Women living in states with less restrictive reproductive rights are less likely to give birth to low-birth weight babies, according to a UCLA study released Tuesday.

The study, published in the December 2020 edition of the American Journal of Preventive Medicine, found that mothers, particularly U.S.-born Black women, giving birth in states with less restrictive reproductive rights policies have a 7% lower risk of low-birth weight babies, compared to women in states with more restrictive policies.

“Our study provides evidence that reproductive rights policies play a critical role in advancing maternal and child health equity,” said May Sudhinaraset, associate professor of the UCLA Fielding School of Public Health’s Department of Community Health Sciences. “Addressing the adverse consequences of structural racism requires examination of the historical and present-day policies that negatively affect women of color.”

The study, conducted by researchers at UCLA and the Tulane University School of Public Health and Tropical Medicine, analyzed birth record data for the nearly 4 million births that occurred in the 50 states and the District of Columbia in 2016 to assess the associations between reproductive rights policies and adverse birth outcomes.

The investigators, including Jessica D. Gipson, associate professor of the UCLA Fielding School’s Department of Community Health Sciences, and Marta Bornstein, a doctoral student at the Fielding School and the UCLA California Center for Population Research, further evaluated if the associations were different for women of color and immigrants.

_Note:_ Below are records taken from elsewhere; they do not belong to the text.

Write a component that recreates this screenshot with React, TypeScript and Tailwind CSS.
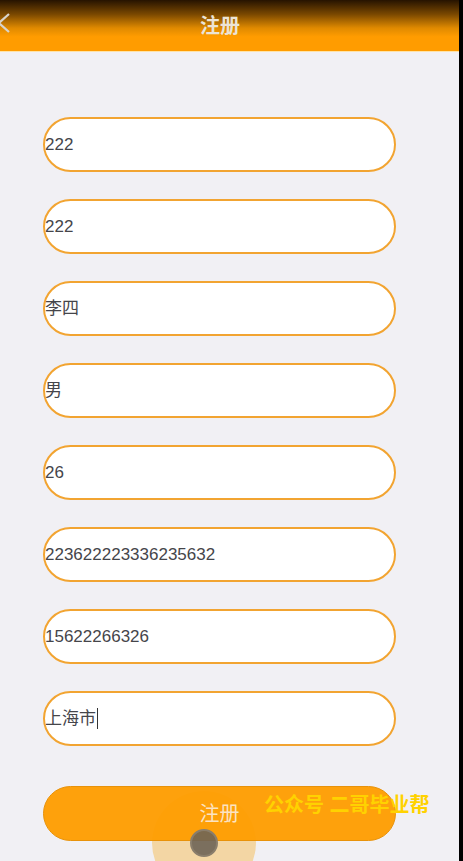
import React from "react";

const fields = [
  "222",
  "222",
  "李四",
  "男",
  "26",
  "223622223336235632",
  "15622266326",
];

const font = {
  fontFamily: '"Liberation Sans", "Noto Sans CJK SC", sans-serif',
};

export default function App() {
  return (
    <div className="flex h-[861px] w-[463px] overflow-hidden bg-black" style={font}>
      <div className="relative flex h-full w-[459px] flex-col bg-[#f1f0f4]">
        {/* Header */}
        <div className="relative flex h-[51px] items-center bg-[linear-gradient(to_bottom,#261300_0%,#7a4800_28%,#e08a00_55%,#ff9c00_72%,#ff9c00_100%)]">
          <svg className="absolute left-[-6px] top-[12px]" width="18" height="22" viewBox="0 0 18 22">
            <path d="M15 2 L5 11 L15 20" fill="none" stroke="#d8d4cc" strokeWidth="2.2" />
          </svg>
          <div className="w-[440px] text-center text-[20px] font-bold text-[#ece4d6]">注册</div>
        </div>
        <div className="h-px bg-[#ffe3a8]" />

        {/* touch indicator (behind button) */}
        <div className="absolute left-[152px] top-[791px] h-[104px] w-[104px] rounded-full bg-[#f3d6a4]" />

        {/* Form */}
        <div className="relative flex flex-col gap-[27px] pl-[43px] pt-[65px]">
          {fields.map((v, i) => (
            <div
              key={i}
              className="flex h-[55px] w-[353px] items-center rounded-full border-2 border-[#f2a431] bg-white text-[17px] text-[#45454a]"
            >
              {v}
            </div>
          ))}
          <div className="flex h-[55px] w-[353px] items-center rounded-full border-2 border-[#f2a431] bg-white text-[17px] text-[#45454a]">
            上海市
            <span className="ml-px inline-block h-[21px] w-px bg-[#333]" />
          </div>
          <div className="mt-[13px] flex h-[55px] w-[353px] items-center justify-center rounded-full border border-[#e8920a] bg-[#ff9d00]/95 text-[20px] text-[#fbe3c2]">
            注册
          </div>
        </div>

        <div className="absolute left-[190px] top-[829px] h-[28px] w-[28px] rounded-full border-2 border-[#8a7e6c] bg-[#6e6456]/90" />

        {/* watermark */}
        <div className="absolute left-[264px] top-[790px] text-[20px] font-bold text-[#ffd200]">
          公众号 二哥毕业帮
        </div>
      </div>
      <div className="flex-1 bg-black" />
    </div>
  );
}
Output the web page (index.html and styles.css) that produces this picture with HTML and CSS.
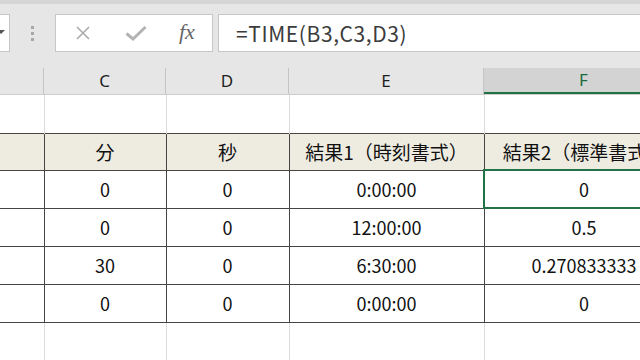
FILE: index.html
```html
<!DOCTYPE html>
<html lang="ja">
<head>
    <meta charset="UTF-8">
    <title>TIME関数</title>
    <link rel="stylesheet" href="styles.css">
</head>
<body>
    <div class="app">
        <!-- 数式バー -->
        <div class="toolbar">
            <div class="name-box"><span class="arrow"></span></div>
            <div class="grip"><i></i><i></i><i></i></div>
            <div class="buttons">
                <span class="btn-icon btn-cancel">
                    <svg width="16" height="16" viewBox="0 0 16 16"><path d="M2 2 L14 14 M14 2 L2 14" stroke="#ababab" stroke-width="1.6" fill="none"/></svg>
                </span>
                <span class="btn-icon btn-enter">
                    <svg width="22" height="16" viewBox="0 0 22 16"><path d="M1.5 8.5 L8 14 L20.5 2" stroke="#b3b3b3" stroke-width="3" fill="none" stroke-linejoin="miter"/></svg>
                </span>
                <span class="btn-icon fx">fx</span>
            </div>
            <div class="formula">=TIME(B3,C3,D3)</div>
        </div>

        <!-- 列見出し -->
        <div class="col-heads">
            <div class="col-head"></div>
            <div class="col-head">C</div>
            <div class="col-head">D</div>
            <div class="col-head">E</div>
            <div class="col-head active">F</div>
        </div>

        <div class="sheet">
            <table class="grid">
                <colgroup>
                    <col class="w-b"><col class="w-c"><col class="w-d"><col class="w-e"><col class="w-f">
                </colgroup>
                <tr class="row-blank">
                    <td></td><td></td><td></td><td></td><td></td>
                </tr>
                <tr class="row-head">
                    <td></td><td>分</td><td>秒</td><td>結果1（時刻書式）</td><td>結果2（標準書式）</td>
                </tr>
                <tr class="row-data">
                    <td></td><td>0</td><td>0</td><td>0:00:00</td><td class="selected">0</td>
                </tr>
                <tr class="row-data">
                    <td></td><td>0</td><td>0</td><td>12:00:00</td><td>0.5</td>
                </tr>
                <tr class="row-data">
                    <td></td><td>30</td><td>0</td><td>6:30:00</td><td>0.270833333</td>
                </tr>
                <tr class="row-data">
                    <td></td><td>0</td><td>0</td><td>0:00:00</td><td>0</td>
                </tr>
                <tr class="row-blank">
                    <td></td><td></td><td></td><td></td><td></td>
                </tr>
            </table>
        </div>
    </div>
</body>
</html>
```

FILE: styles.css
```css
*{
    box-sizing: border-box;
    margin: 0;
    padding: 0;
}
body{
    background-color: #ffffff;
    font-family: "Noto Sans CJK JP", "Noto Sans", sans-serif;
    overflow: hidden;
}
.app{
    width: 640px;
    height: 360px;
    overflow: hidden;
}

/* 数式バー */
.toolbar{
    height: 68px;
    background-color: #e6e6e6;
    border-top: 4px solid #d5d5d5;
    padding-top: 10px;
    display: flex;
    align-items: flex-start;
}
.name-box{
    width: 10px;
    height: 38px;
    background-color: #fff;
    border: 1px solid #c6c6c6;
    border-left: 0;
    position: relative;
    overflow: hidden;
}
.arrow{
    position: absolute;
    left: -3px;
    top: 15px;
    border-left: 4px solid transparent;
    border-right: 4px solid transparent;
    border-top: 4px solid #555;
}
.grip{
    width: 4px;
    margin: 12px 0 0 21px;
    display: flex;
    flex-direction: column;
    gap: 3px;
}
.grip i{
    width: 3px;
    height: 3px;
    background-color: #a8a8a8;
}
.buttons{
    margin-left: 20px;
    width: 158px;
    height: 38px;
    background-color: #fff;
    border: 1px solid #c6c6c6;
    display: flex;
    align-items: center;
    padding-left: 19px;
}
.btn-icon{
    flex-shrink: 0;
    display: flex;
    align-items: center;
}
.btn-cancel{
    width: 50px;
}
.btn-enter{
    width: 52px;
}
.fx{
    font-family: "Liberation Serif", serif;
    font-style: italic;
    font-size: 22px;
    color: #666;
    padding-left: 2px;
    margin-top: -2px;
}
.formula{
    flex: 1;
    margin-left: 5px;
    margin-right: -10px;
    height: 38px;
    background-color: #fff;
    border: 1px solid #c6c6c6;
    padding-left: 17px;
    font-size: 21px;
    letter-spacing: 0.6px;
    line-height: 36px;
    color: #3c3c3c;
}

/* 列見出し */
.col-heads{
    display: grid;
    grid-template-columns: 44px 122px 123px 195px 200px;
    height: 27px;
    background-color: #e6e6e6;
    border-bottom: 1px solid #cdcdcd;
}
.col-head{
    border-right: 1px solid #c4c4c4;
    font-family: "Noto Sans", sans-serif;
    font-size: 17px;
    line-height: 26px;
    text-align: center;
    color: #1e1e1e;
}
.col-head.active{
    background-color: #d3d3d3;
    border-bottom: 2px solid #217346;
    color: #1b6a3e;
    line-height: 24px;
}

/* シート */
.grid{
    border-collapse: collapse;
    table-layout: fixed;
    width: 684px;
}
.w-b{ width: 44px; }
.w-c{ width: 122px; }
.w-d{ width: 123px; }
.w-e{ width: 195px; }
.w-f{ width: 200px; }
.grid td{
    font-size: 18px;
    text-align: center;
    color: #111;
    padding: 0;
    white-space: nowrap;
    overflow: hidden;
}
.row-blank td{
    height: 38px;
    border-right: 1px solid #dcdcdc;
}
.row-head td{
    height: 37px;
    font-size: 19px;
    background-color: #eeece1;
    border: 1px solid #454545;
    border-left: 0;
}
.row-data td{
    height: 38px;
    border: 1px solid #454545;
    border-left: 0;
}
.selected{
    outline: 2px solid #217346;
    outline-offset: -1px;
}
```
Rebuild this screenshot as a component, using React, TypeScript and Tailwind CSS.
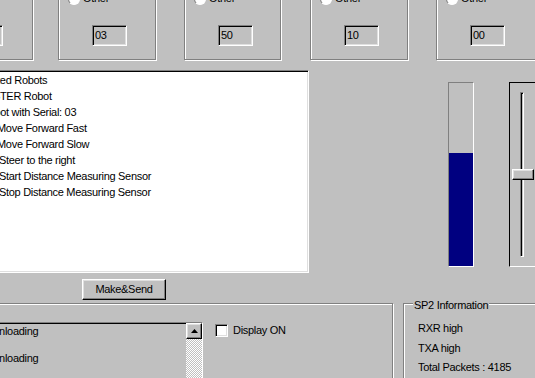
import React from "react";

const etched = "border border-[#808080] shadow-[inset_1px_1px_0_#fff,1px_1px_0_#fff]";
const sunken =
  "border border-t-[#808080] border-l-[#808080] border-r-white border-b-white shadow-[inset_1px_1px_0_#000,inset_-1px_-1px_0_#dfdfdf]";
const raised =
  "border border-t-white border-l-white border-r-black border-b-black shadow-[inset_-1px_-1px_0_#808080,inset_1px_1px_0_#dfdfdf]";

function ValueBox({ value, className }: { value: string; className: string }) {
  return (
    <div className={`shrink-0 h-full flex flex-col pl-[9px] pt-[12px] ${etched} ${className}`}>
      <div className="flex items-center h-[13px]">
        <div className="w-[12px] h-[12px] rounded-full bg-white border border-t-[#808080] border-l-[#808080] border-r-white border-b-white" />
        <span className="ml-[3px]">Other</span>
      </div>
      <div className={`mt-[20px] ml-[24px] w-[35px] h-[21px] pl-[2px] leading-[19px] ${sunken}`}>
        {value}
      </div>
    </div>
  );
}

const treeLines = [
  { text: "Connected Robots", indent: "ml-[-20px]" },
  { text: "MASTER Robot", indent: "ml-[-4px]" },
  { text: "Robot with Serial: 03", indent: "ml-[0px]" },
  { text: "Move Forward Fast", indent: "ml-[16px]" },
  { text: "Move Forward Slow", indent: "ml-[16px]" },
  { text: "Steer to the right", indent: "ml-[18px]" },
  { text: "Start Distance Measuring Sensor", indent: "ml-[18px]" },
  { text: "Stop Distance Measuring Sensor", indent: "ml-[18px]" },
];

export default function App() {
  return (
    <div className="w-[535px] h-[378px] overflow-hidden bg-[#c0c0c0] text-black text-[11px] tracking-[-0.3px] font-['Liberation_Sans',Arial,sans-serif] flex flex-col">
      {/* mode boxes */}
      <div className="flex h-[81px] mt-[-21px] shrink-0">
        <ValueBox className="ml-[-66px] w-[99px]" value="" />
        <ValueBox className="ml-[25px] w-[98px]" value="03" />
        <ValueBox className="ml-[28px] w-[97px]" value="50" />
        <ValueBox className="ml-[29px] w-[98px]" value="10" />
        <ValueBox className="ml-[28px] w-[110px]" value="00" />
      </div>

      {/* tree + meters */}
      <div className="flex mt-[10px] shrink-0">
        <div className="flex flex-col ml-[-20px] w-[329px] shrink-0">
          <div className={`h-[203px] bg-white overflow-hidden pt-[1px] ${sunken}`}>
            {treeLines.map((l) => (
              <div key={l.text} className={`h-[16px] leading-[16px] whitespace-nowrap ${l.indent}`}>
                {l.text}
              </div>
            ))}
          </div>
          <button className={`mt-[6px] ml-[102px] w-[84px] h-[21px] bg-[#c0c0c0] ${raised}`}>Make&amp;Send</button>
        </div>

        <div className="ml-[139px] mt-[12px] w-[26px] h-[185px] shrink-0 flex flex-col justify-end border border-t-[#808080] border-l-[#808080] border-r-white border-b-white">
          <div className="h-[113px] bg-[#000080]" />
        </div>

        <div className="ml-[35px] mt-[12px] w-[30px] h-[185px] shrink-0 flex flex-col items-start pt-[9px] border border-t-black border-l-black border-r-white border-b-white">
          <div className="ml-[10px] w-[4px] h-[165px] border border-t-[#808080] border-l-[#808080] border-r-white border-b-white shadow-[inset_1px_1px_0_#000]" />
          <div className={`ml-[2px] mt-[-88px] w-[22px] h-[11px] bg-[#c0c0c0] ${raised}`} />
        </div>
      </div>

      {/* bottom groups */}
      <div className="flex mt-[3px] shrink-0 h-[100px]">
        <div className={`ml-[-10px] w-[403px] h-full shrink-0 flex items-start ${etched}`}>
          <div className={`ml-[3px] mt-[18px] w-[209px] h-[90px] flex ${sunken}`}>
            <div className="flex-1 flex flex-col gap-[14px] pt-[2px] overflow-hidden">
              <div className="h-[13px] leading-[13px] ml-[-17px] whitespace-nowrap">Downloading</div>
              <div className="h-[13px] leading-[13px] ml-[-17px] whitespace-nowrap">Downloading</div>
            </div>
            <div className="w-[16px] flex flex-col bg-[repeating-conic-gradient(#fff_0_25%,#c0c0c0_0_50%)] bg-[length:2px_2px]">
              <div className={`w-[16px] h-[16px] bg-[#c0c0c0] flex items-center justify-center ${raised}`}>
                <svg width="7" height="4" viewBox="0 0 7 4">
                  <path d="M3.5 0 L7 4 L0 4 Z" fill="#000" />
                </svg>
              </div>
            </div>
          </div>
          <div className="ml-[12px] mt-[18px] flex items-center gap-[5px]">
            <div className={`w-[13px] h-[13px] bg-white ${sunken}`} />
            <span>Display ON</span>
          </div>
        </div>

        <div className={`relative ml-[10px] w-[150px] h-full shrink-0 pl-[14px] pt-[15px] ${etched}`}>
          <span className="absolute top-[-7px] left-[9px] px-[1px] bg-[#c0c0c0]">SP2 Information</span>
          <div className="leading-[19.5px]">RXR high</div>
          <div className="leading-[19.5px]">TXA high</div>
          <div className="leading-[19.5px]">Total Packets : 4185</div>
        </div>
      </div>
    </div>
  );
}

“This study shines the light on the effect of reproductive rights policies, and the broader social context in which these policies are created and implemented, on women’s bodies and the lives and well-being of our children,” Gipson said. “It is critical that we continue to assess the negative impacts of restrictive reproductive rights policies, while also identifying supportive policies and programs for women, and particularly Black women, to achieve optimal health for this and for the next generation.”